#### SHORT PROBLEM:
Count the lines below that contain the word "styles", and reply with that number alone.

#### DATA:
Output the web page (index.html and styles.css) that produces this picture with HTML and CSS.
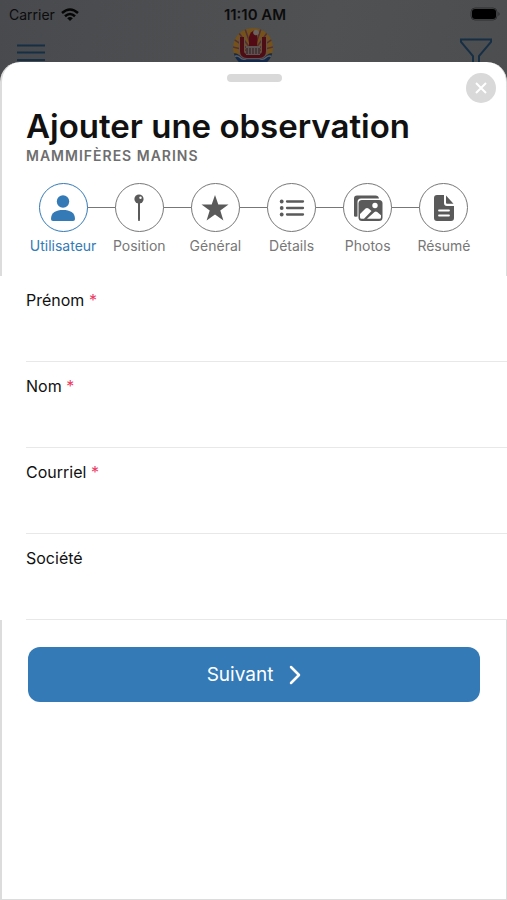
FILE: index.html
```html
<!DOCTYPE html>
<html lang="fr">
  <head>
    <meta charset="UTF-8" />
    <meta name="viewport" content="width=device-width, initial-scale=1.0" />
    <title>Ajouter une observation</title>
    <link rel="stylesheet" href="styles.css" />
  </head>

  <body>
    <header class="backdrop">
      <div class="status-bar">
        <div class="carrier">
          <span>Carrier</span>
          <svg width="18" height="13" viewBox="0 0 18 13" fill="none" stroke="#060606" stroke-width="2.5">
            <path d="M1 5Q9-2 17 5M4 8.300Q9 3.800 14 8.300" />
            <path d="M6.200 10.200Q9 7.600 11.800 10.200L9 13Z" fill="#060606" stroke="none" />
          </svg>
        </div>
        <span class="time">11:10 AM</span>
        <svg class="battery" width="31" height="14" viewBox="0 0 31 14">
          <rect x="1" y="1" width="26" height="12" rx="4" fill="none" stroke="#2e2f30" />
          <rect x="2" y="2" width="24" height="10" rx="3" fill="#000" />
          <path d="M28.500 5v4q2-2 0-4" fill="#222" />
        </svg>
      </div>
      <div class="app-bar">
        <button class="icon-button" aria-label="Menu">
          <svg width="30" height="34" viewBox="0 0 30 34" stroke="#172f45" stroke-width="2">
            <path d="M1 17.500h28M1 24.500h28M1 32h28" />
          </svg>
        </button>
        <svg class="emblem" width="42" height="34" viewBox="0 0 42 34">
          <clipPath id="disc"><circle cx="21" cy="20" r="20" /></clipPath>
          <g clip-path="url(#disc)">
            <rect width="42" height="40" fill="#74521a" />
            <path d="M21 24L-3 18M21 24L-2 9M21 24L4 1M21 24L12-2M21 24L30-2M21 24L38 1M21 24L44 9M21 24L45 18" stroke="#4f3038" stroke-width="1.500" />
            <path d="M0 26q4-2 7 1q4 3 7 0h14q3 3 7 0q3-3 7-1v14H0z" fill="#13294a" />
            <path d="M1 29.500q4-3 7 0t7 1h12q4 2 7-1t7 0" fill="none" stroke="#5d6064" stroke-width="1.300" />
            <path d="M10 9v14q0 5 5 5h12q5 0 5-5V9" fill="none" stroke="#63504f" stroke-width="6" />
            <path d="M10 9v14q0 5 5 5h12q5 0 5-5V9" fill="none" stroke="#4c0d14" stroke-width="4" />
            <path d="M14 18h14v9H14z" fill="#5c5353" />
            <path d="M15 20v6M18 20v6M21 20v6M24 20v6M27 20v6" stroke="#33191c" />
            <path d="M17 18V9q1-6 7-7q2 6 1 16z" fill="#520b14" />
            <circle cx="24" cy="4.500" r="2.800" fill="#6a6560" />
          </g>
        </svg>
        <button class="icon-button" aria-label="Filtrer">
          <svg width="34" height="34" viewBox="0 0 34 34" fill="none" stroke="#172f45" stroke-width="2">
            <path d="M14 36V28L2 14V11.500H32V14L20 28V36" />
          </svg>
        </button>
      </div>
    </header>

    <main class="sheet">
      <div class="handle"></div>
      <button class="close" aria-label="Fermer">
        <svg width="12" height="12" viewBox="0 0 12 12" stroke="#fff" stroke-width="2">
          <path d="M1 1L11 11M11 1L1 11" />
        </svg>
      </button>

      <div class="heading">
        <h1>Ajouter une observation</h1>
        <p>Mammifères marins</p>
      </div>

      <ol class="steps">
        <li class="step active">
          <span class="circle">
            <svg width="26" height="28" viewBox="0 0 26 28" fill="currentColor">
              <circle cx="13" cy="7.500" r="6.200" />
              <path d="M1 25C1 18.500 6 16 13 16s12 2.500 12 9q0 2-2 2H3q-2 0-2-2z" />
            </svg>
          </span>
          <span>Utilisateur</span>
        </li>
        <li class="step">
          <span class="circle">
            <svg width="26" height="28" viewBox="0 0 26 28" fill="currentColor">
              <path d="M12.500 7h1v18l-.500 2-.500-2z" stroke="currentColor" />
              <circle cx="13" cy="5" r="4.600" />
              <circle cx="14.500" cy="3.700" r="1.200" fill="#fff" />
            </svg>
          </span>
          <span>Position</span>
        </li>
        <li class="step">
          <span class="circle">
            <svg width="28" height="28" viewBox="0 0 28 28" fill="currentColor">
              <path d="M14 1L17.300 10.500H27.500L19.300 16.500L22.400 26.500L14 20.500L5.600 26.500L8.700 16.500L.5 10.500H10.700Z" />
            </svg>
          </span>
          <span>Général</span>
        </li>
        <li class="step">
          <span class="circle">
            <svg width="26" height="28" viewBox="0 0 26 28" fill="currentColor" stroke="currentColor">
              <path d="M8 7.500h16M8 14h16M8 20.500h16" stroke-width="2.300" stroke-linecap="round" />
              <g stroke="none">
                <circle cx="2.700" cy="7.500" r="1.900" />
                <circle cx="2.700" cy="14" r="1.900" />
                <circle cx="2.700" cy="20.500" r="1.900" />
              </g>
            </svg>
          </span>
          <span>Détails</span>
        </li>
        <li class="step">
          <span class="circle">
            <svg width="30" height="28" viewBox="0 0 30 28" fill="currentColor">
              <path d="M1 22V4.500Q1 1.500 4 1.500H22.500Q25.500 1.500 26 4.500H8Q4.500 4.500 4.500 8V22.500Q1 23 1 22Z" />
              <rect x="5.500" y="6" width="24" height="21" rx="3.500" />
              <circle cx="22" cy="11.500" r="2.700" fill="#fff" />
              <path d="M7 20L12.500 14.500Q14 13.300 15.500 14.500L18.500 17L11 24.800H8.500Q7 24.800 7 23.300ZM14 24.800L21.500 18Q22.800 17 24.200 18L28 21.200V23.300Q28 24.800 26.500 24.800Z" fill="#fff" />
            </svg>
          </span>
          <span>Photos</span>
        </li>
        <li class="step">
          <span class="circle">
            <svg width="26" height="28" viewBox="0 0 26 28" fill="currentColor">
              <path d="M6 1h7v8q0 3 3 3h7v12q0 3-3 3H6q-3 0-3-3V4q0-3 3-3z" />
              <path d="M15 1.500L22.500 9.800H16q-1 0-1-1z" />
              <path d="M8 16.500h10M8 21.500h10" stroke="#fff" stroke-width="1.800" stroke-linecap="round" />
            </svg>
          </span>
          <span>Résumé</span>
        </li>
      </ol>

      <form>
        <div class="fields">
          <div class="field">
            <label for="prenom">Prénom <span class="required">*</span></label>
            <input id="prenom" type="text" required />
          </div>
          <div class="field">
            <label for="nom">Nom <span class="required">*</span></label>
            <input id="nom" type="text" required />
          </div>
          <div class="field">
            <label for="courriel">Courriel <span class="required">*</span></label>
            <input id="courriel" type="email" required />
          </div>
          <div class="field">
            <label for="societe">Société</label>
            <input id="societe" type="text" />
          </div>
        </div>
        <button class="next" type="submit">
          <span>Suivant</span>
          <svg width="12" height="20" viewBox="0 0 12 20" fill="none" stroke="currentColor" stroke-width="2.500">
            <path d="M2 2L10 10L2 18" stroke-linecap="round" stroke-linejoin="round" />
          </svg>
        </button>
      </form>
    </main>
  </body>
</html>
```

FILE: styles.css
```css
* {
  margin: 0;
  padding: 0;
  box-sizing: border-box;
}

body {
  display: flex;
  flex-direction: column;
  min-height: 100vh;
  font-family: Inter, "Liberation Sans", sans-serif;
  color: #111;
  background: linear-gradient(100deg, #484a4d, #505153 50%, #494b4d);
}

button {
  border: none;
  background: none;
  font-family: inherit;
  cursor: pointer;
}

svg {
  display: block;
}

/* dimmed app behind the sheet */
.backdrop {
  color: #0c0c0d;
}

.status-bar {
  display: grid;
  grid-template-columns: 1fr auto 1fr;
  align-items: center;
  height: 28px;
  padding: 0 6px 0 9px;
  font-size: 14px;
}

.carrier {
  display: flex;
  align-items: center;
  gap: 6px;
}

.time {
  font-size: 15px;
  font-weight: 600;
}

.battery {
  justify-self: end;
}

.app-bar {
  display: flex;
  justify-content: space-between;
  height: 34px;
  padding: 0 14px 0 16px;
}

/* sheet */
.sheet {
  position: relative;
  flex: 1;
  padding: 12px 0 24px;
  border: 1px solid #dcdcdc;
  border-top: none;
  border-left-width: 2px;
  border-radius: 20px 20px 0 0;
  background: #fff;
}

.handle {
  width: 55px;
  height: 8px;
  margin: 0 auto;
  border-radius: 4px;
  background: #d9d9d9;
}

.close {
  position: absolute;
  top: 11px;
  right: 10px;
  display: flex;
  align-items: center;
  justify-content: center;
  width: 30px;
  height: 30px;
  border-radius: 50%;
  background: #d9d9d9;
}

.heading {
  padding: 24px 24px 0;
}

h1 {
  font-size: 33px;
  line-height: 40px;
  font-weight: 600;
}

.heading p {
  font-size: 14px;
  line-height: 20px;
  font-weight: 600;
  letter-spacing: 1px;
  text-transform: uppercase;
  color: #6e6e6e;
}

/* stepper */
.steps {
  display: grid;
  grid-template-columns: repeat(6, 1fr);
  padding: 17px 24px 0 23px;
  list-style: none;
}

.step {
  position: relative;
  display: flex;
  flex-direction: column;
  align-items: center;
  gap: 4px;
  font-size: 14px;
  line-height: 20px;
  color: #777;
}

.step + .step::before {
  content: "";
  position: absolute;
  top: 24px;
  right: 50%;
  width: 100%;
  height: 1px;
  background: #777;
}

.circle {
  position: relative;
  z-index: 1;
  display: flex;
  align-items: center;
  justify-content: center;
  width: 49px;
  height: 49px;
  border: 1px solid #777;
  border-radius: 50%;
  background: #fff;
  color: #5a5a5a;
}

.active,
.active .circle {
  color: #337ab7;
  border-color: #337ab7;
}

/* form */
.fields {
  margin: 20px -1px 0 -2px;
  padding-left: 26px;
  position: relative;
  background: #fff;
}

.field {
  display: flex;
  flex-direction: column;
  height: 86px;
  padding-top: 12px;
  border-bottom: 1px solid #e8e8e8;
}

label {
  font-size: 16px;
  line-height: 24px;
}

.required {
  color: #eb3b63;
}

input {
  flex: 1;
  border: none;
  outline: none;
  background: transparent;
  font: inherit;
}

.next {
  display: flex;
  align-items: center;
  justify-content: center;
  gap: 16px;
  width: calc(100% - 52px);
  height: 55px;
  margin: 27px 26px 0;
  border-radius: 12px;
  background: #337ab7;
  color: #fff;
  font-size: 19px;
}
```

#### RIGHT ANSWER:
3